### GIVEN MATERIAL:
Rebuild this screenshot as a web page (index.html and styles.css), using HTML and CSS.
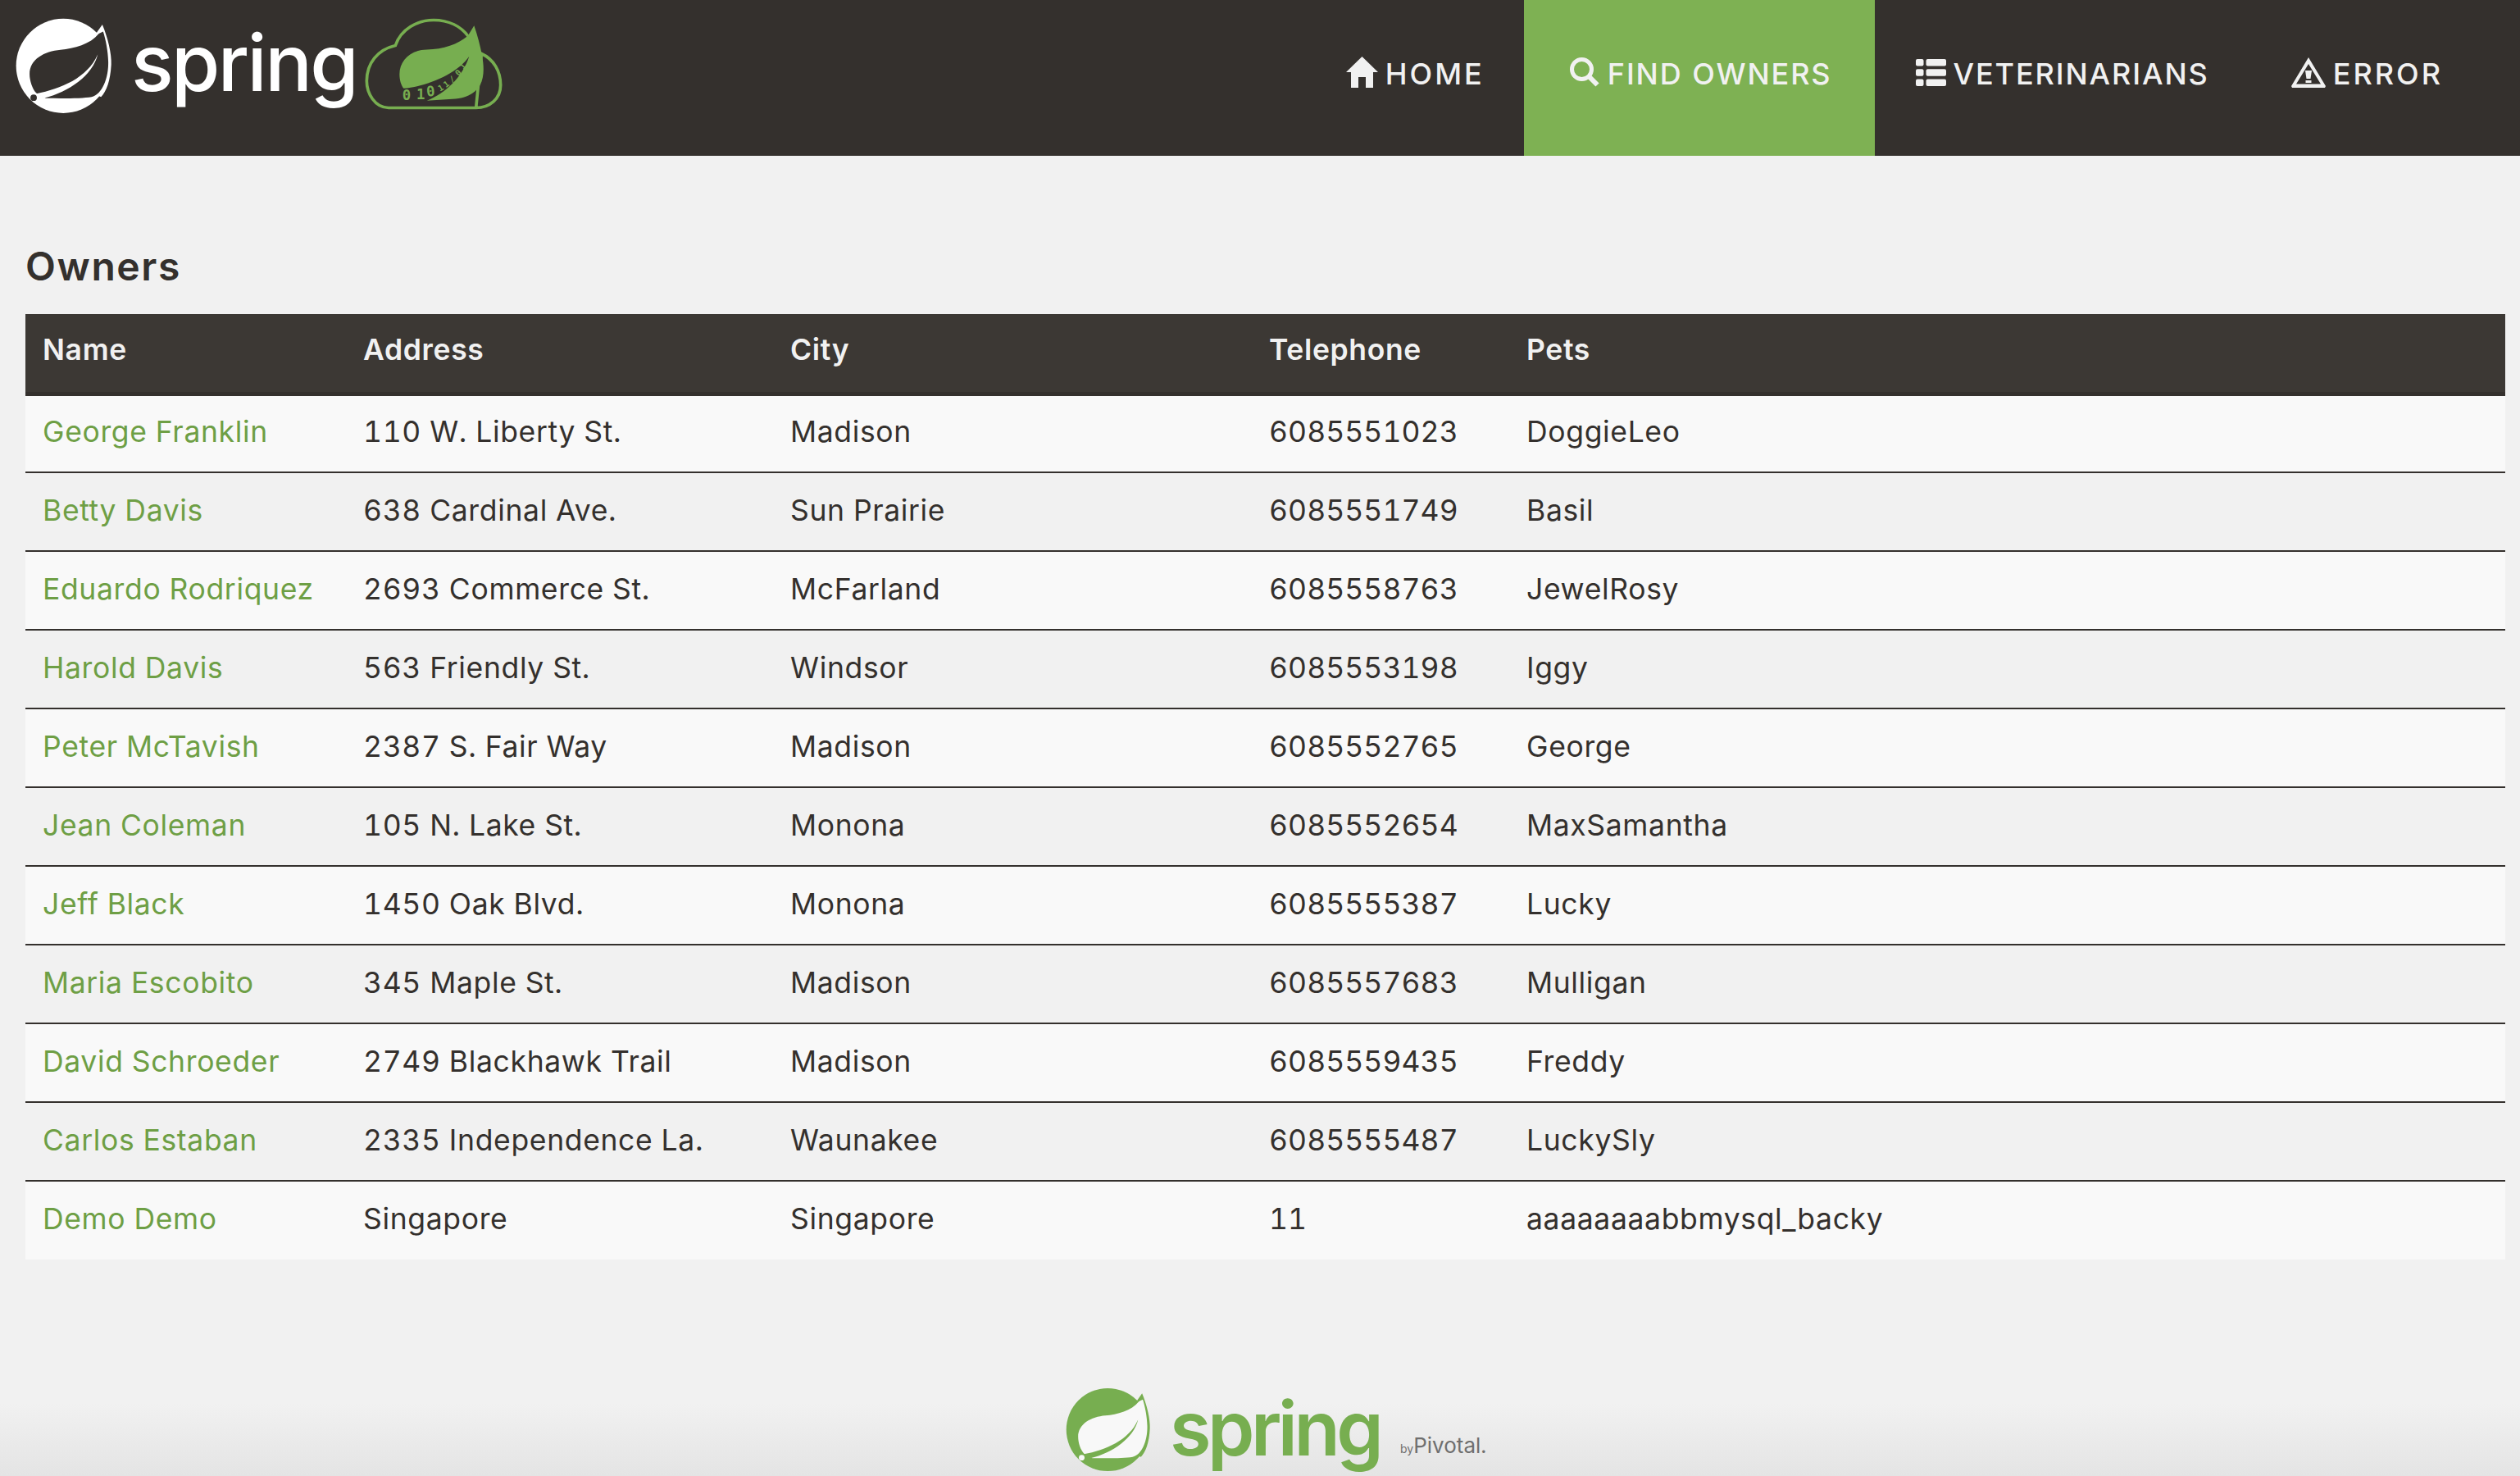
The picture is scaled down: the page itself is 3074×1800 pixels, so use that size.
FILE: index.html
```html
<!DOCTYPE html>
<html lang="en">
<head>
    <meta charset="UTF-8">
    <meta name="viewport" content="width=device-width, initial-scale=1.0">
    <title>Owners</title>
    <link rel="stylesheet" href="styles.css">
</head>
<body>
    <!-- shared leaf mark, recoloured through css variables -->
    <svg class="defs" aria-hidden="true">
        <symbol id="leafMark" viewBox="50 40 365 360">
            <circle class="leaf-outer" cx="230" cy="215" r="175"/>
            <path class="leaf-outer" d="M355 90 L375 62 C395 110 410 170 408 210 C405 270 390 310 370 330 L300 300 Z"/>
            <path class="leaf-inner" d="M362 95 C330 135 270 150 220 155 C160 160 105 190 105 245 C105 270 115 300 130 316 L165 335 C230 336 300 336 335 330 C375 320 398 260 397 200 C396 160 388 120 378 88 Z"/>
            <path class="leaf-outer" d="M130 318 C220 300 320 260 358 172 C340 250 250 312 160 334 Z"/>
            <circle class="leaf-inner" cx="120" cy="333" r="12"/>
        </symbol>
    </svg>

    <header class="navbar">
        <div class="brand">
            <svg class="brand-leaf"><use href="#leafMark"/></svg>
            <span class="brand-name">spring</span>
            <svg class="brand-cloud" viewBox="40 35 510 335">
                <path class="cloud-line" d="M130 363 C80 363 50 310 50 265 C50 200 90 150 155 135 C175 75 235 42 295 42 C350 42 395 65 422 102 M470 165 C515 185 540 230 540 280 C540 330 500 363 450 363 Z M450 363 L130 363"/>
                <path class="cloud-leaf" d="M443 62 C455 95 465 135 472 170 C480 215 480 250 465 280 C445 315 405 328 375 330 L270 337 C340 310 400 250 425 175 C380 240 270 285 185 292 C175 280 170 260 170 240 C170 190 210 150 270 150 C330 150 385 130 420 100 Z"/>
                <text class="cloud-bits" x="180 232 270" y="335 331 322" rotate="0 0 -6">010</text>
                <text class="cloud-bits-small" x="318 340 362 386 404" y="304 290 272 248 224" rotate="-30 -35 -40 -45 -50">11/01</text>
            </svg>
        </div>

        <nav class="menu">
            <a class="menu-item menu-home" href="#">
                <svg class="icon icon-home" viewBox="0 0 39 38"><path d="M19.5 0 L39 19 H33 V38 H24 V25 H15 V38 H6 V19 H0 Z"/></svg>
                <span>HOME</span>
            </a>
            <a class="menu-item menu-owners active" href="#">
                <svg class="icon icon-search" viewBox="0 0 37 37"><circle class="icon-ring" cx="14.5" cy="14.5" r="12"/><path class="icon-handle" d="M23.5 23.5 L33.5 33.5"/></svg>
                <span>FIND OWNERS</span>
            </a>
            <a class="menu-item menu-vets" href="#">
                <svg class="icon icon-list" viewBox="0 0 37 33">
                    <rect width="9.5" height="8.5" rx="2"/><rect x="12.5" width="24.5" height="8.5" rx="2"/>
                    <rect y="12.3" width="9.5" height="8.5" rx="2"/><rect x="12.5" y="12.3" width="24.5" height="8.5" rx="2"/>
                    <rect y="24.5" width="9.5" height="8.5" rx="2"/><rect x="12.5" y="24.5" width="24.5" height="8.5" rx="2"/>
                </svg>
                <span>VETERINARIANS</span>
            </a>
            <a class="menu-item menu-error" href="#">
                <svg class="icon icon-warning" viewBox="0 0 42 37"><path fill-rule="evenodd" d="M21 0 L42 35 L41 37 H1 L0 35 Z M21 8 L6 32.5 H36 Z M17 16 H25 L23.5 26 H18.5 Z M17.5 28 H24.5 V31 H17.5 Z"/></svg>
                <span>ERROR</span>
            </a>
        </nav>
    </header>

    <main class="content">
        <h2 class="page-title">Owners</h2>
        <table class="owners">
            <colgroup>
                <col class="col-name">
                <col class="col-address">
                <col class="col-city">
                <col class="col-phone">
                <col>
            </colgroup>
            <thead>
                <tr><th>Name</th><th>Address</th><th>City</th><th>Telephone</th><th>Pets</th></tr>
            </thead>
            <tbody>
                <tr><td><a href="#">George Franklin</a></td><td>110 W. Liberty St.</td><td>Madison</td><td class="phone">6085551023</td><td>DoggieLeo</td></tr>
                <tr><td><a href="#">Betty Davis</a></td><td>638 Cardinal Ave.</td><td>Sun Prairie</td><td class="phone">6085551749</td><td>Basil</td></tr>
                <tr><td><a href="#">Eduardo Rodriquez</a></td><td>2693 Commerce St.</td><td>McFarland</td><td class="phone">6085558763</td><td>JewelRosy</td></tr>
                <tr><td><a href="#">Harold Davis</a></td><td>563 Friendly St.</td><td>Windsor</td><td class="phone">6085553198</td><td>Iggy</td></tr>
                <tr><td><a href="#">Peter McTavish</a></td><td>2387 S. Fair Way</td><td>Madison</td><td class="phone">6085552765</td><td>George</td></tr>
                <tr><td><a href="#">Jean Coleman</a></td><td>105 N. Lake St.</td><td>Monona</td><td class="phone">6085552654</td><td>MaxSamantha</td></tr>
                <tr><td><a href="#">Jeff Black</a></td><td>1450 Oak Blvd.</td><td>Monona</td><td class="phone">6085555387</td><td>Lucky</td></tr>
                <tr><td><a href="#">Maria Escobito</a></td><td>345 Maple St.</td><td>Madison</td><td class="phone">6085557683</td><td>Mulligan</td></tr>
                <tr><td><a href="#">David Schroeder</a></td><td>2749 Blackhawk Trail</td><td>Madison</td><td class="phone">6085559435</td><td>Freddy</td></tr>
                <tr><td><a href="#">Carlos Estaban</a></td><td>2335 Independence La.</td><td>Waunakee</td><td class="phone">6085555487</td><td>LuckySly</td></tr>
                <tr><td><a href="#">Demo Demo</a></td><td>Singapore</td><td>Singapore</td><td class="phone">11</td><td>aaaaaaaabbmysql_backy</td></tr>
            </tbody>
        </table>
    </main>

    <footer class="page-footer">
        <svg class="footer-leaf"><use href="#leafMark"/></svg>
        <span class="footer-name">spring</span>
        <span class="footer-by"><small>by</small>Pivotal.</span>
    </footer>
</body>
</html>
```

FILE: styles.css
```css
html, body {
    height: 100%;
}
body {
    margin: 0;
    height: 1800px;
    overflow: hidden;
    display: flex;
    flex-direction: column;
    font-family: Inter, "Open Sans", sans-serif;
    font-size: 35.5px;
    font-variant-numeric: tabular-nums;
    letter-spacing: 0.65px;
    color: #34302d;
    background-color: #f1f1f1;
}
a {
    text-decoration: none;
}
.defs {
    display: none;
}
.leaf-outer {
    fill: var(--leaf-outer);
}
.leaf-inner {
    fill: var(--leaf-inner);
}

/* top bar */
.navbar {
    display: flex;
    justify-content: space-between;
    flex: none;
    height: 190px;
    padding-right: 42px;
    background-color: #34302d;
    --leaf-outer: #ffffff;
    --leaf-inner: #34302d;
}
.brand {
    display: flex;
    align-items: flex-start;
    padding: 22px 0 0 18px;
}
.brand-leaf {
    width: 120px;
    height: 120px;
}
.brand-name {
    width: 284px;
    margin: -6px 0 0 22px;
    font-size: 96px;
    font-weight: 500;
    line-height: 120px;
    letter-spacing: -2.6px;
    color: #ffffff;
}
.brand-cloud {
    width: 170px;
    height: 112px;
}
.cloud-line {
    fill: none;
    stroke: #77ae50;
    stroke-width: 11;
}
.cloud-leaf {
    fill: #77ae50;
}
.cloud-bits, .cloud-bits-small {
    font-family: "DejaVu Sans Mono", monospace;
    font-weight: 700;
    letter-spacing: 0;
    fill: #77ae50;
}
.cloud-bits {
    font-size: 52px;
}
.cloud-bits-small {
    font-size: 30px;
}
.menu {
    display: flex;
}
.menu-item {
    display: flex;
    align-items: center;
    gap: 9px;
    padding: 0 52px 10px;
    font-size: 36px;
    font-weight: 500;
    letter-spacing: 1.9px;
    color: #f1f1f1;
}
.menu-home {
    padding-right: 48px;
    letter-spacing: 3px;
}
.menu-owners {
    padding-left: 56px;
}
.menu-vets {
    padding-left: 50px;
}
.menu-error {
    padding-left: 48px;
    letter-spacing: 3px;
}
.menu-item.active {
    background-color: #7eb153;
}
.icon {
    fill: #f1f1f1;
}
.icon-home {
    width: 39px;
    height: 38px;
    margin-top: -4px;
}
.icon-search {
    width: 37px;
    height: 37px;
    margin-top: -4px;
}
.icon-ring, .icon-handle {
    fill: none;
    stroke: #f1f1f1;
    stroke-width: 5;
}
.icon-handle {
    stroke-width: 6;
}
.icon-list {
    width: 37px;
    height: 33px;
    margin-top: -3px;
}
.icon-warning {
    width: 42px;
    height: 37px;
    margin-top: -4px;
}

/* owners table */
.content {
    flex: 1;
    padding: 0 18px 0 31px;
}
.page-title {
    margin: 0;
    padding-top: 106px;
    height: 87px;
    font-size: 48px;
    font-weight: 600;
    line-height: 58px;
    letter-spacing: 1.6px;
}
.owners {
    width: 100%;
    table-layout: fixed;
    border-collapse: collapse;
}
.col-name {
    width: 391px;
}
.col-address {
    width: 521px;
}
.col-city {
    width: 584px;
}
.col-phone {
    width: 314px;
}
.owners th {
    height: 97px;
    box-sizing: border-box;
    padding: 0 21px 8px;
    text-align: left;
    font-weight: 600;
    color: #f1f1f1;
    background-color: #3c3834;
    border-bottom: 5px solid #34302d;
}
.owners td {
    height: 96px;
    padding: 0 21px 4px;
    box-sizing: border-box;
    border-top: 2px solid #34302d;
}
.owners td.phone {
    letter-spacing: 0.05px;
}
.owners tbody tr:first-child td {
    border-top: 0;
}
.owners tbody tr:nth-child(odd) {
    background-color: #f9f9f9;
}
.owners a {
    color: #6e9f45;
}

/* footer */
.page-footer {
    display: flex;
    flex: none;
    align-items: flex-start;
    height: 110px;
    padding: 3px 0 0 1299px;
    box-sizing: border-box;
    background: linear-gradient(#f1f1f1 20%, #e4e4e4);
    --leaf-outer: #77ae50;
    --leaf-inner: #f8f8f8;
}
.footer-leaf {
    width: 106px;
    height: 104px;
}
.footer-name {
    width: 281px;
    margin: -6px 0 0 22px;
    font-size: 92px;
    font-weight: 600;
    line-height: 110px;
    letter-spacing: -4.5px;
    color: #77ae50;
}
.footer-by {
    margin: 54px 0 0 0;
    font-size: 26px;
    letter-spacing: 0;
    color: #6f6f6f;
}
.footer-by small {
    font-size: 14px;
}
```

### WHAT THE TASK REQUIRES:
Find the word "index" in the material, then list each line that holds it.

### RESPONSE TO THIS TASK:
Rebuild this screenshot as a web page (index.html and styles.css), using HTML and CSS.
FILE: index.html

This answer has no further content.